Using T.derive() function, we can add one or more computed columns to a table sequence so that the records or the record sequence in another table can be referenced in the data type of these columns, thus a single or more foreign key fields are created to identify the relationship between the two tables. For example:

	A
1	=demo.query(“select * from CITIES”)
2	=demo.query(“select STATEID, NAME, ABBR, CAPITAL from STATES”)
3	=A1.derive(A2.select@1(STATEID==A1.STATEID):State)
4	=A1.derive(State.ABBR:SA)
5	=A2.derive(A1.select(STATEID==A2.STATEID):Cities)

A1 and A2 retrieve the data from database tables – STATES and CITIES -respectively:

esProc_related_foreignkey_5

CITIES is related to STATES through STATEID field. This kind of storage pattern in databases can keep data consistency, make data easy to maintain and, at the same time, save storage spaces.

A3 adds State field to CITIES to create a foreign key for storing the records of states in which cities located. A4 adds SA field to CITIES to list abbreviations of these states, for the convenience of being looked up. A5 adds Cities field to STATES as a foreign key for storing records of cities of every state.

Execute the program and the data of A4 are as follows:

esProc_related_foreignkey_6

In the above figure, State field contains records of states information. You can double-click it to see details.

Data of A5 are as follows:

esProc_related_foreignkey_7

Cities field contains records of cities of each state, double-click it to see details.

It can be seen that, through foreign keys, data of both A4 and A5 have obtained all information of the two tables: STATES and CITIES, in the original database, thus a relationship between both tables has been established. Note that the data types of these foreign key fields are different. The data of foreign key State in A4 are records while those of the foreign key Cities in A5 are record sequences, i.e. a sequence of records.
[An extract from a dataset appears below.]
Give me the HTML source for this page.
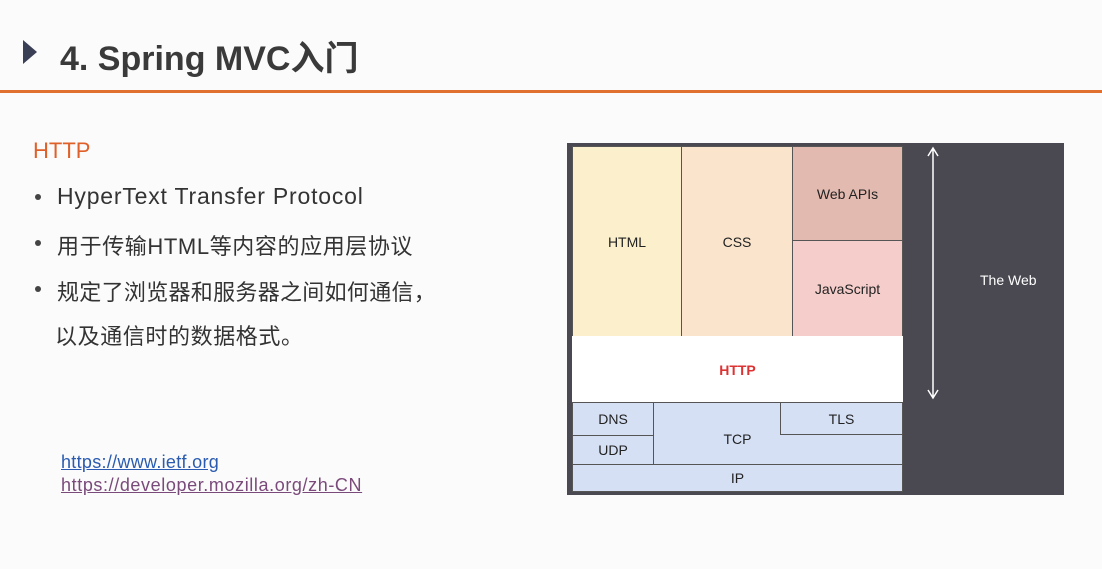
<!DOCTYPE html>
<html><head><meta charset="utf-8"><style>
body{margin:0;width:1102px;height:569px;background:#fbfbfb;font-family:"Liberation Sans","Noto Sans CJK SC",sans-serif;position:relative;overflow:hidden}
.a{position:absolute;white-space:nowrap}
.b{position:absolute;box-sizing:border-box;display:flex;align-items:center;justify-content:center;font-size:14px;color:#222}
.t{font-size:22px;color:#333}
.d{position:absolute;left:35px;width:6px;height:6px;border-radius:3px;background:#444}
</style></head><body>
<div class="a" style="left:23px;top:40px;width:0;height:0;border-top:12px solid transparent;border-bottom:12px solid transparent;border-left:14px solid #3a3f55"></div>
<div class="a" style="left:60px;top:31px;font-size:34px;font-weight:bold;color:#3a3a3a">4. Spring MVC入门</div>
<div class="a" style="left:0;top:90px;width:1102px;height:3px;background:#e07030"></div>
<div class="a" style="left:33px;top:138px;font-size:22px;color:#e0602a">HTTP</div>
<div class="d" style="top:194px"></div><div class="a t" style="left:57px;top:183px;font-size:23px;letter-spacing:0.8px">HyperText Transfer Protocol</div>
<div class="d" style="top:240px"></div><div class="a t" style="left:57px;top:229px;font-size:22px;letter-spacing:0.6px">用于传输HTML等内容的应用层协议</div>
<div class="d" style="top:286px"></div><div class="a t" style="left:57px;top:275px;letter-spacing:0.3px">规定了浏览器和服务器之间如何通信，</div>
<div class="a t" style="left:55px;top:319px;letter-spacing:0.6px">以及通信时的数据格式。</div>
<div class="a" style="left:61px;top:452px;font-size:18px;letter-spacing:0.3px;color:#2a5bb0;text-decoration:underline">https://www.ietf.org</div>
<div class="a" style="left:61px;top:475px;font-size:18px;letter-spacing:0.6px;color:#7a4a7a;text-decoration:underline">https://developer.mozilla.org/zh-CN</div>

<div class="a" style="left:567px;top:143px;width:497px;height:352px;background:#4a4850"></div>
<div class="b" style="left:572px;top:146px;width:110px;height:191px;background:#fcf0cc;border:1px solid #555">HTML</div>
<div class="b" style="left:681px;top:146px;width:112px;height:191px;background:#fae5cc;border:1px solid #555">CSS</div>
<div class="b" style="left:792px;top:146px;width:111px;height:95px;background:#e3bab0;border:1px solid #555">Web APIs</div>
<div class="b" style="left:792px;top:240px;width:111px;height:97px;background:#f5cdca;border:1px solid #555">JavaScript</div>
<div class="b" style="left:572px;top:336px;width:331px;height:67px;background:#fff;color:#d33;font-weight:bold">HTTP</div>
<div class="b" style="left:572px;top:402px;width:331px;height:63px;background:#d5e0f5;border:1px solid #555;padding-top:10px">TCP</div>
<div class="b" style="left:572px;top:402px;width:82px;height:34px;background:#d5e0f5;border:1px solid #555">DNS</div>
<div class="b" style="left:572px;top:435px;width:82px;height:30px;background:#d5e0f5;border:1px solid #555">UDP</div>
<div class="b" style="left:780px;top:402px;width:123px;height:33px;background:#d5e0f5;border:1px solid #555">TLS</div>
<div class="b" style="left:572px;top:464px;width:331px;height:28px;background:#d5e0f5;border:1px solid #555">IP</div>
<svg class="a" style="left:925px;top:146px" width="16" height="256"><path d="M8 2V252M3 10L8 2L13 10M3 244L8 252L13 244" stroke="#fff" stroke-width="1.5" fill="none"/></svg>
<div class="a" style="left:980px;top:272px;font-size:14px;color:#fff">The Web</div>
</body></html>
Actually the STATEID field in table STATES is usually the primary key. switch function can be used to relate a second table, like CITIES, to STATES through the primary key. For the use of the function, please refer to Related computing in esProc – Primary Key and Index Function.

2. The usage of foreign key fields

During querying or presenting a table sequence, the usage of foreign key fields is the same as that of common fields. But we should be careful towards the data types while using them.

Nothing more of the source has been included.